LXXVII. The Real World Called & They Want Their Blazer Back -
I should make a Google Alerts, keep my flash drives by my side, write up cover letters, keep track of references, make connections on LinkedIn with calculated measure, and make sure to use my fingertip every once a while to tap on the phone’s e-mail icon.
I tap the keyboard furiously and with authority, channeling my energy into my cover letter, as if a pleasant scent that gives off, you can count on her to be well-dressed, thoughtful, hard-working, and punctual, will begin to emanate from me electronic submission.
My vestiges of clipped nails and skin, are tapping continuously while I read over all my application materials, each individually tailored as they were because recycling does not do justice to my value.

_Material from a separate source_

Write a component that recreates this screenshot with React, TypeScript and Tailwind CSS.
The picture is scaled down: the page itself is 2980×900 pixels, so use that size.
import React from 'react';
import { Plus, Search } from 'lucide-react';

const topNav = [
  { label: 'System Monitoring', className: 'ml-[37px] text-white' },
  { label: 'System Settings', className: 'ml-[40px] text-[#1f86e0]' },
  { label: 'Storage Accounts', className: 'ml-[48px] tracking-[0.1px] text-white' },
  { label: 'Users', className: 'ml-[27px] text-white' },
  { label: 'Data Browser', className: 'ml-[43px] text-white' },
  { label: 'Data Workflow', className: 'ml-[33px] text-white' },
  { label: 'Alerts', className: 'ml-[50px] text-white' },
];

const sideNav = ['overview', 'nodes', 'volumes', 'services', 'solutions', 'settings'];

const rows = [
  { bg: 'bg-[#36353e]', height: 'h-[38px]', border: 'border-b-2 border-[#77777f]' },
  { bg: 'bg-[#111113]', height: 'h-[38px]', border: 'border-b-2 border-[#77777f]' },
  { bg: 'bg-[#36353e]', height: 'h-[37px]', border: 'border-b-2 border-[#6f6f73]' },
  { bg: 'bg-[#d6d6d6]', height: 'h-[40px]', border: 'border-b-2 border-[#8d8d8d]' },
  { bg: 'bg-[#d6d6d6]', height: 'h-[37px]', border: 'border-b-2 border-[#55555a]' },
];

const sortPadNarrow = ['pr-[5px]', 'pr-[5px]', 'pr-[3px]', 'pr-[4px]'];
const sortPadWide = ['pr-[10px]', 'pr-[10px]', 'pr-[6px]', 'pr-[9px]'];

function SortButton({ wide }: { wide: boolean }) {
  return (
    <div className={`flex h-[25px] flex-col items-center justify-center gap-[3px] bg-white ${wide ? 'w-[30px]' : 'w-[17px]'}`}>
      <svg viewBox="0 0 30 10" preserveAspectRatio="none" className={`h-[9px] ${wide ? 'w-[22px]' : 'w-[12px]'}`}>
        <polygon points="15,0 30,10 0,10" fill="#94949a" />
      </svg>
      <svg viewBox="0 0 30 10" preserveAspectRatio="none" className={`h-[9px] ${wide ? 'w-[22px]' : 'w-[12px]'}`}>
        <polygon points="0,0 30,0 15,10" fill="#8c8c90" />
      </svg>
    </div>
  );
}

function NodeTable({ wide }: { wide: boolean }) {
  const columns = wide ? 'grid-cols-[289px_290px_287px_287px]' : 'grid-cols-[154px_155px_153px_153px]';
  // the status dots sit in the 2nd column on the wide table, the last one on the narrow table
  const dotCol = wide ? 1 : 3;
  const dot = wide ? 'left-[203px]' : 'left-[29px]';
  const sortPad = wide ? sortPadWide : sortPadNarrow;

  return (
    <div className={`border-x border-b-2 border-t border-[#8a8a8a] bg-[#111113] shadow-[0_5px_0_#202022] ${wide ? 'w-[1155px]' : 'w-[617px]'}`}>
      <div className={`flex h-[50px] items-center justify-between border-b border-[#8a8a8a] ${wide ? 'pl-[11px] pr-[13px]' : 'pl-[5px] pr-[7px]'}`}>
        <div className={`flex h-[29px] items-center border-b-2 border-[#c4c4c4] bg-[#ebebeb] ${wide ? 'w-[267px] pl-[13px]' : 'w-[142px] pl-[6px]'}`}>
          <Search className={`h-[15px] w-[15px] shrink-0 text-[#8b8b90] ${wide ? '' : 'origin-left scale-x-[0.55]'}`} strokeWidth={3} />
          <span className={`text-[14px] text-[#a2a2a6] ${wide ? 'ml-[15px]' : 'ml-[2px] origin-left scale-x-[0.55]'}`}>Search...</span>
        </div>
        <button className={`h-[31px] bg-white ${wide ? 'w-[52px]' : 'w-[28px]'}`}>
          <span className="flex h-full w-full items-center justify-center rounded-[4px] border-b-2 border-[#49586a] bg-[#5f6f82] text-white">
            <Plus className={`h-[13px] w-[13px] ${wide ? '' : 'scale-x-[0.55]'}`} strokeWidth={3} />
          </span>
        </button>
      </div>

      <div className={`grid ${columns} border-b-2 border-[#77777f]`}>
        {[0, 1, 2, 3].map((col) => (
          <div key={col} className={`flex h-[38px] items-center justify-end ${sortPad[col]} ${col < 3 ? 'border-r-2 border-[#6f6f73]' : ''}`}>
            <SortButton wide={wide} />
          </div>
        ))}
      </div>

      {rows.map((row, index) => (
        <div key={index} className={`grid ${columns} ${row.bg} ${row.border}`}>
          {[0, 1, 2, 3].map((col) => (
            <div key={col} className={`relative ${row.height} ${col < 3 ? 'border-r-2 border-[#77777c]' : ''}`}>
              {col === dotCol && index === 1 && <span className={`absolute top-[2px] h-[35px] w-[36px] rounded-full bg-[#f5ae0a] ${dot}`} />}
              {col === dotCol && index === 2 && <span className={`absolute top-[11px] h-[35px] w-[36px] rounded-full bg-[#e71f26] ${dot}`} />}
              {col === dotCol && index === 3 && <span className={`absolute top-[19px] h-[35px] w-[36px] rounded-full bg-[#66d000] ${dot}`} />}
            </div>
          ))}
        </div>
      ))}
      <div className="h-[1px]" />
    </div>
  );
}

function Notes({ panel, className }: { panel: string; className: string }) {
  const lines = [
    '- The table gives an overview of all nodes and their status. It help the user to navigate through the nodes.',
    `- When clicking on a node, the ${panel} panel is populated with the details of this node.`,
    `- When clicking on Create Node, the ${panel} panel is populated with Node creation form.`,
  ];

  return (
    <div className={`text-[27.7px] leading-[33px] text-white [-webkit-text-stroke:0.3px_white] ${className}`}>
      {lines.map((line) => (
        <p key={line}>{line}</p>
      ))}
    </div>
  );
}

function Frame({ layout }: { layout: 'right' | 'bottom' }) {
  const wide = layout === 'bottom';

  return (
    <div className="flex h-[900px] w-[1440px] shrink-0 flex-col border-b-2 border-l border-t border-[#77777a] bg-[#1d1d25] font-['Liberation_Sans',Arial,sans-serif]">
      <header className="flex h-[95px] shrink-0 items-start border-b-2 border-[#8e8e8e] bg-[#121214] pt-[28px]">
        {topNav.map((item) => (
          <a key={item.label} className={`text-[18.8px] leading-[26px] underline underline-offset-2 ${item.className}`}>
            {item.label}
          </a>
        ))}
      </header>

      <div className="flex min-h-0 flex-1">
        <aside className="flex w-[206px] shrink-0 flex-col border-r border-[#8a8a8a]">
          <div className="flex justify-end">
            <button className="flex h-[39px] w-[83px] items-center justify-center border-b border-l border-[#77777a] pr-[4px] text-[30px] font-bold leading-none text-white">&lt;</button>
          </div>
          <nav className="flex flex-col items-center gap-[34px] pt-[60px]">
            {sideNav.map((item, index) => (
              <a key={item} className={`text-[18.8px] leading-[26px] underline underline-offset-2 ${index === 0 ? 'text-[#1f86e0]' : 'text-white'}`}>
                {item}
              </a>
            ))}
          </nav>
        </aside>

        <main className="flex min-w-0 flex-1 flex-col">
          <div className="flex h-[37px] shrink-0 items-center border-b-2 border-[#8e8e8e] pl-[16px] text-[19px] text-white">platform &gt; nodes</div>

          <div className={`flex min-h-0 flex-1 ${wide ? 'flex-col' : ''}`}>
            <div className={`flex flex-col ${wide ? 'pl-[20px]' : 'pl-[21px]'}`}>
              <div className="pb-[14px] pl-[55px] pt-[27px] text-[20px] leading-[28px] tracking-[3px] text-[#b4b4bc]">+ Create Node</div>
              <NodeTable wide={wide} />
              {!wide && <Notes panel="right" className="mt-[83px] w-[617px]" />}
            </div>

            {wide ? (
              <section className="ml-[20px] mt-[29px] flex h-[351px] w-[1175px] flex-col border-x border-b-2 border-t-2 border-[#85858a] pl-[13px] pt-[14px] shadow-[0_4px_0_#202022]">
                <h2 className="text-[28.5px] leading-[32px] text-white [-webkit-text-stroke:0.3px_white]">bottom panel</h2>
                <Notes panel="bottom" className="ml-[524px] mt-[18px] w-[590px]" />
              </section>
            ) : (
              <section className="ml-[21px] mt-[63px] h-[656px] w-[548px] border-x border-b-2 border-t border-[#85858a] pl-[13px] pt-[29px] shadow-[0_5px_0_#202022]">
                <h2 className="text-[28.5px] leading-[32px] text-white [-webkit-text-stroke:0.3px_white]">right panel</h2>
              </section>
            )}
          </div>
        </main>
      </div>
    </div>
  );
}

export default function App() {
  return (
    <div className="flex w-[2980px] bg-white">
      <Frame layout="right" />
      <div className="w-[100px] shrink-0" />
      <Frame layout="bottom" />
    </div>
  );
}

As I sit at my desk, an unpaid intern, frustrated with the isolated times when inactivity presents itself immediately after I have completed my previously documented tasks, I think to myself:
I am not being graded. Why am I stressed? It’s not like I have to mentally prepare myself every time I open the bookmarked pagethat stares me in the face as it is forever and always on my browser, the browser that is open so long as my laptop is on.
School suddenly seems like you’re being proactive in reaching that ultimate goal.

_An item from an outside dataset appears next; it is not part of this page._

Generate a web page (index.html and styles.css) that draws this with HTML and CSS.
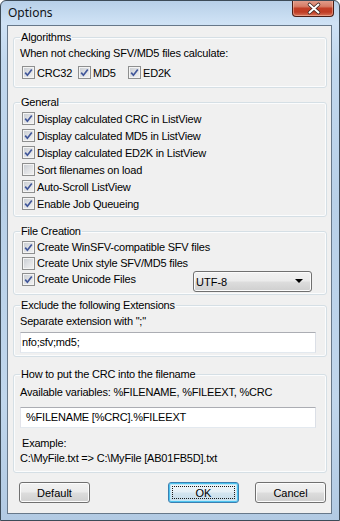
FILE: index.html
```html
<!DOCTYPE html>
<html>
<head>
<meta charset="utf-8">
<title>Options</title>
<link rel="stylesheet" href="styles.css">
</head>
<body>
<div class="window">
  <div class="titlebar">
    <span class="title">Options</span>
    <div class="close">
      <svg width="42" height="17" viewBox="0 0 42 17">
        <path d="M16.5 4.5 L25.5 12.5 M25.5 4.5 L16.5 12.5" stroke="#3b2420" stroke-width="3.6" stroke-linecap="round" fill="none"/>
        <path d="M16.5 4.5 L25.5 12.5 M25.5 4.5 L16.5 12.5" stroke="#ffffff" stroke-width="2" stroke-linecap="round" fill="none"/>
      </svg>
    </div>
  </div>
  <div class="client">
    <fieldset class="group g-algo">
      <legend>Algorithms</legend>
      <div class="line">When not checking SFV/MD5 files calculate:</div>
      <div class="algo-row">
        <label class="cb w-crc"><span class="box"><svg width="11" height="11" viewBox="0 0 11 11"><path d="M2.2 5.6 L4.4 8.2 L8.8 2.4" stroke="#41579a" stroke-width="1.7" fill="none"/></svg></span>CRC32</label>
        <label class="cb w-md5"><span class="box"><svg width="11" height="11" viewBox="0 0 11 11"><path d="M2.2 5.6 L4.4 8.2 L8.8 2.4" stroke="#41579a" stroke-width="1.7" fill="none"/></svg></span>MD5</label>
        <label class="cb"><span class="box"><svg width="11" height="11" viewBox="0 0 11 11"><path d="M2.2 5.6 L4.4 8.2 L8.8 2.4" stroke="#41579a" stroke-width="1.7" fill="none"/></svg></span>ED2K</label>
      </div>
    </fieldset>

    <fieldset class="group g-general">
      <legend>General</legend>
      <label class="cb row17"><span class="box"><svg width="11" height="11" viewBox="0 0 11 11"><path d="M2.2 5.6 L4.4 8.2 L8.8 2.4" stroke="#41579a" stroke-width="1.7" fill="none"/></svg></span>Display calculated CRC in ListView</label>
      <label class="cb row17"><span class="box"><svg width="11" height="11" viewBox="0 0 11 11"><path d="M2.2 5.6 L4.4 8.2 L8.8 2.4" stroke="#41579a" stroke-width="1.7" fill="none"/></svg></span>Display calculated MD5 in ListView</label>
      <label class="cb row17"><span class="box"><svg width="11" height="11" viewBox="0 0 11 11"><path d="M2.2 5.6 L4.4 8.2 L8.8 2.4" stroke="#41579a" stroke-width="1.7" fill="none"/></svg></span>Display calculated ED2K in ListView</label>
      <label class="cb row17"><span class="box"></span>Sort filenames on load</label>
      <label class="cb row17"><span class="box"><svg width="11" height="11" viewBox="0 0 11 11"><path d="M2.2 5.6 L4.4 8.2 L8.8 2.4" stroke="#41579a" stroke-width="1.7" fill="none"/></svg></span>Auto-Scroll ListView</label>
      <label class="cb row17"><span class="box"><svg width="11" height="11" viewBox="0 0 11 11"><path d="M2.2 5.6 L4.4 8.2 L8.8 2.4" stroke="#41579a" stroke-width="1.7" fill="none"/></svg></span>Enable Job Queueing</label>
    </fieldset>

    <fieldset class="group g-file">
      <legend>File Creation</legend>
      <label class="cb row16"><span class="box"><svg width="11" height="11" viewBox="0 0 11 11"><path d="M2.2 5.6 L4.4 8.2 L8.8 2.4" stroke="#41579a" stroke-width="1.7" fill="none"/></svg></span>Create WinSFV-compatible SFV files</label>
      <label class="cb row16"><span class="box"></span>Create Unix style SFV/MD5 files</label>
      <div class="combo-row">
        <label class="cb row16"><span class="box"><svg width="11" height="11" viewBox="0 0 11 11"><path d="M2.2 5.6 L4.4 8.2 L8.8 2.4" stroke="#41579a" stroke-width="1.7" fill="none"/></svg></span>Create Unicode Files</label>
        <div class="combo">
          <span class="combo-text">UTF-8</span>
          <svg class="combo-arrow" width="9" height="5" viewBox="0 0 9 5"><path d="M0 0 H8 L4 4 Z" fill="#000"/></svg>
        </div>
      </div>
    </fieldset>

    <fieldset class="group g-exclude">
      <legend>Exclude the following Extensions</legend>
      <div class="line">Separate extension with ";"</div>
      <div class="edit edit-ext">nfo;sfv;md5;</div>
    </fieldset>

    <fieldset class="group g-crc">
      <legend>How to put the CRC into the filename</legend>
      <div class="line">Available variables: %FILENAME, %FILEEXT, %CRC</div>
      <div class="edit edit-pattern">%FILENAME [%CRC].%FILEEXT</div>
      <div class="line ex1">Example:</div>
      <div class="line ex2">C:\MyFile.txt =&gt; C:\MyFile [AB01FB5D].txt</div>
    </fieldset>

    <div class="buttons">
      <div class="btn btn-default">Default</div>
      <div class="spacer"></div>
      <div class="btn btn-ok"><span class="focus">OK</span></div>
      <div class="btn btn-cancel">Cancel</div>
    </div>
  </div>
</div>
</body>
</html>
```

FILE: styles.css
```css
* { box-sizing: border-box; }

html, body {
  margin: 0;
  padding: 0;
  width: 340px;
  height: 521px;
  overflow: hidden;
  background: #ffffff;
}

body {
  font-family: "Liberation Sans", Arial, sans-serif;
  font-size: 11px;
  letter-spacing: -0.2px;
  color: #000;
}

.window {
  width: 340px;
  height: 521px;
  border: 1px solid #3d4b58;
  border-radius: 6px 6px 0 0;
  background: linear-gradient(to bottom, #b7cfe8 0px, #c2d8ee 10px, #cfe2f5 22px, #c2d8ee 60px, #b8d0e8 200px, #c0d6ec 400px, #b2cae3 521px);
  display: flex;
  flex-direction: column;
  overflow: hidden;
}

.titlebar {
  height: 24px;
  display: flex;
  justify-content: space-between;
  align-items: flex-start;
  flex: none;
}

.title {
  font-family: "Noto Sans", "Open Sans", sans-serif;
  font-size: 12px;
  letter-spacing: 0;
  line-height: 24px;
  padding-left: 7px;
  color: #101418;
}

.close {
  width: 42px;
  height: 17px;
  margin-top: -1px;
  margin-right: 5px;
  border: 1px solid #4a1d16;
  border-top: none;
  border-radius: 0 0 4px 4px;
  background: linear-gradient(to bottom, #e3a190 0%, #d67c66 40%, #c23f27 52%, #bf3c24 75%, #d6735a 100%);
  box-shadow: inset 0 0 0 1px rgba(255, 210, 190, 0.45);
}

.close svg { display: block; }

.client {
  margin: 0 7px 0 6px;
  border: 1px solid #67788a;
  background: #f0f0f0;
  padding: 5px 4px 10px 5px;
  flex: none;
}

.group {
  margin: 0;
  min-width: 0;
  border: 1px solid #d5dfe5;
  border-radius: 3px;
  padding: 0 10px 0 6px;
  box-shadow: inset 0 0 0 1px #fbfcfd;
}

.group legend {
  padding: 0 1px;
  line-height: 13px;
  height: 13px;
}

.line {
  line-height: 13px;
  height: 13px;
  white-space: nowrap;
}

.g-algo { padding-top: 3px; padding-bottom: 6px; }
.g-general { margin-top: 8px; padding-top: 1px; padding-bottom: 4px; }
.g-file { margin-top: 8px; padding-top: 1px; padding-bottom: 2px; }
.g-exclude { margin-top: 4px; padding-top: 3px; padding-bottom: 3px; }
.g-crc { margin-top: 11px; padding-top: 5px; padding-bottom: 7px; }

.algo-row {
  display: flex;
  margin-top: 4px;
}

.cb {
  display: flex;
  align-items: center;
  height: 17px;
  margin-left: 2px;
  white-space: nowrap;
}

.row17 { height: 17px; }
.row16 { height: 16px; }

.w-crc { width: 54px; }
.w-md5 { width: 48px; }

.box {
  width: 13px;
  height: 13px;
  flex: none;
  margin-right: 2px;
  border: 1px solid #8e8f8f;
  background: linear-gradient(135deg, #c6cad0 0%, #dfe1e4 50%, #f3f3f3 100%);
  box-shadow: inset 0 0 0 1px #f4f4f4;
  display: flex;
  align-items: center;
  justify-content: center;
}

.box svg { display: block; }

.combo-row {
  display: flex;
  align-items: flex-start;
  justify-content: space-between;
}

.combo {
  width: 119px;
  height: 21px;
  margin-right: 4px;
  border: 1px solid #707070;
  border-radius: 3px;
  background: linear-gradient(to bottom, #f2f2f2 0%, #ebebeb 48%, #dddddd 52%, #cfcfcf 100%);
  box-shadow: inset 0 0 0 1px #fbfbfb;
  display: flex;
  align-items: center;
  justify-content: space-between;
  padding: 0 7px 0 2px;
}

.combo-text {
  font-family: "Liberation Sans", Arial, sans-serif;
  font-size: 11px;
  letter-spacing: 0;
}

.combo-arrow { display: block; }

.edit {
  height: 21px;
  margin-top: 4px;
  background: #fff;
  border: 1px solid #e3e9ef;
  border-top-color: #abadb3;
  border-left-color: #e2e3ea;
  border-right-color: #dbdfe6;
  line-height: 19px;
  white-space: nowrap;
}

.edit-ext { padding-left: 1px; }
.edit-pattern { margin-top: 8px; padding-left: 5px; }

.ex1 { margin-top: 9px; padding-left: 2px; }
.ex2 { margin-top: 2px; }

.buttons {
  display: flex;
  margin-top: 9px;
  height: 21px;
}

.spacer { flex: 1; }

.btn {
  width: 71px;
  height: 21px;
  border: 1px solid #707070;
  border-radius: 3px;
  background: linear-gradient(to bottom, #f2f2f2 0%, #ebebeb 48%, #dddddd 52%, #cfcfcf 100%);
  box-shadow: inset 0 0 0 1px #fcfcfc;
  display: flex;
  align-items: center;
  justify-content: center;
  font-size: 11px;
  letter-spacing: 0;
}

.btn-default { margin-left: 6px; }

.btn-ok {
  border-color: #3c7fb1;
  background: linear-gradient(to bottom, #eef6fb 0%, #e4eff6 48%, #d3e5f0 52%, #c6dcea 100%);
  box-shadow: inset 0 0 0 1px #4cc3ef, inset 0 0 0 2px #bfe6f7;
  padding: 3px;
}

.focus {
  flex: 1;
  align-self: stretch;
  display: flex;
  align-items: center;
  justify-content: center;
  border: 1px dotted #1a1a1a;
}

.btn-cancel { margin-left: 16px; margin-right: 1px; }
```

Sitting in that library, behind that desk, cocking that pen ever so gently amongst those non-tapping fingers…This all succeeded in displacing me to a place but a few miles away from that long awaited income.

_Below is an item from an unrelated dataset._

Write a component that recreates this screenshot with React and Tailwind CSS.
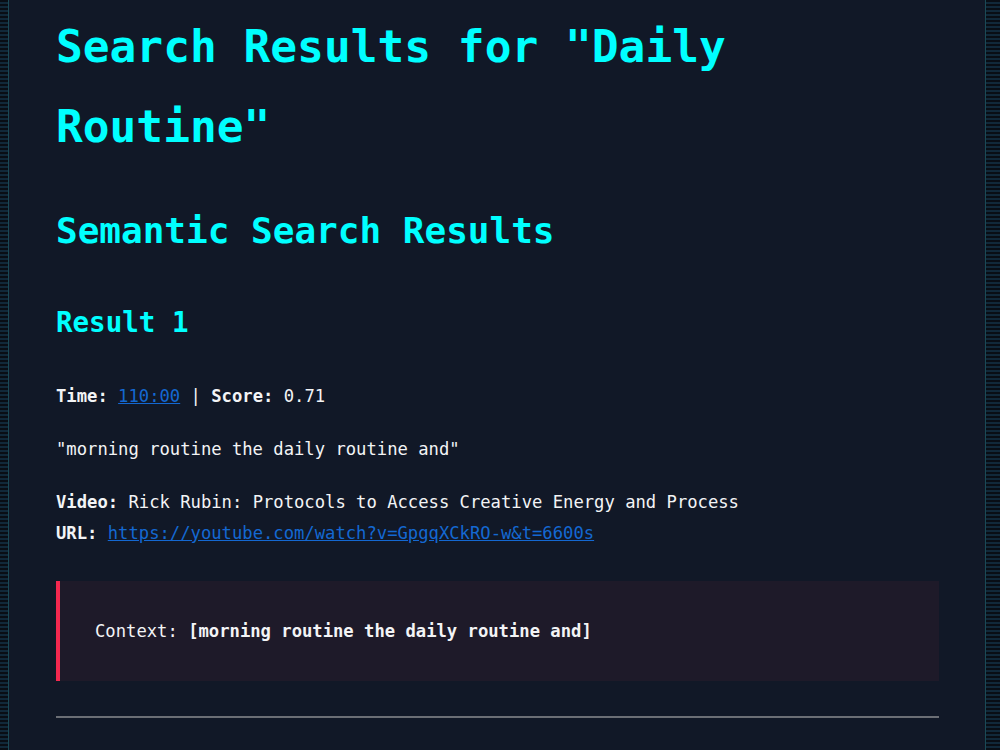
import React from "react";

const result = {
  time: "110:00",
  score: "0.71",
  snippet: "morning routine the daily routine and",
  video: "Rick Rubin: Protocols to Access Creative Energy and Process",
  url: "https://youtube.com/watch?v=GpgqXCkRO-w&t=6600s",
};

export default function App() {
  return (
    <div className="min-h-screen w-full bg-[repeating-linear-gradient(180deg,#090e15_0px,#090e15_2px,#11293a_2px,#11293a_4px)] font-['DejaVu_Sans_Mono',monospace]">
      <div className="ml-[8px] w-[978px] min-h-screen border-x border-[#1b4a55] bg-[#111827] pl-[47px] pr-[46px] pt-[7px] pb-10">
        <h1 className="text-[44.5px] leading-[80px] font-bold text-[#00ffff]">
          Search Results for "Daily Routine"
        </h1>

        <h2 className="mt-[35px] text-[36px] leading-[57px] font-bold text-[#00ffff]">
          Semantic Search Results
        </h2>

        <div>
          <h3 className="mt-[42px] text-[27.5px] leading-[43px] font-bold text-[#00ffff]">
            Result 1
          </h3>

          <div className="mt-[37px] text-[17.2px] leading-[31px] text-[#f3f4f6]">
            <p>
              <span className="font-bold">Time:</span>{" "}
              <a href="#" className="text-[#1468d2] underline">
                {result.time}
              </a>{" "}
              | <span className="font-bold">Score:</span> {result.score}
            </p>

            <p className="mt-[22px]">"{result.snippet}"</p>

            <p className="mt-[22px]">
              <span className="font-bold">Video:</span> {result.video}
              <br />
              <span className="font-bold">URL:</span>{" "}
              <a href="#" className="text-[#1468d2] underline">
                {result.url}
              </a>
            </p>

            <div className="mt-[32px] border-l-4 border-[#f4284f] bg-[#1e1a29] pt-[35px] pb-[34px] pl-[35px] pr-6">
              Context: <span className="font-bold">[{result.snippet}]</span>
            </div>
          </div>

          <hr className="mt-[35px] border-t-2 border-[#6b6e75]" />
        </div>
      </div>
    </div>
  );
}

I thought my blazer would have the same effect, but it doesn’t.
The blazer dresses me up, makes me feel executive-like. The blazer dressed me up, even when I was wearing my “2012” Ivy sweatpants and walking around campus after midnight.
The blazer is quite luxurious, yet it seems to hold in the cold more than it heeds the law of physics which mandates that the friction between the blazer’s lining and my skin, provides warmth.
The blazer is like the real world - both are blatantly ill-conceived identities.
Midway through this first dual, post-grad-internship season, and preparing for the next two seasons, it seems that the education, graduate school, which cues in career can only be attained via: the accumulation of subway stories and lapses of time where my e-mail is refreshed every two minutes in anticipation of carrying out the boss’s spontaneous demands.
The blazer brought me outside of the daydreaming realm, the realm in which studying into the wee hours of the morning(s) induces a delirium where I am having pseudo-interviews in war-torn countries, writing in a home-office with a wedding band on my right ring finger, and am sooner or later reading an acceptance speech for winning the Nobel prize.
The blazer has brought me into the borough of Manhattan, physically closer to the goal then before.
The blazer has set me apart from the errand-going crowd using the New York City transit system -
So, no matter how young I look, I am still a twenty-something-year-old working (unpaid) woman in the land of my birth, my home forever, and the center of the hybrid professional-academic world, New York City.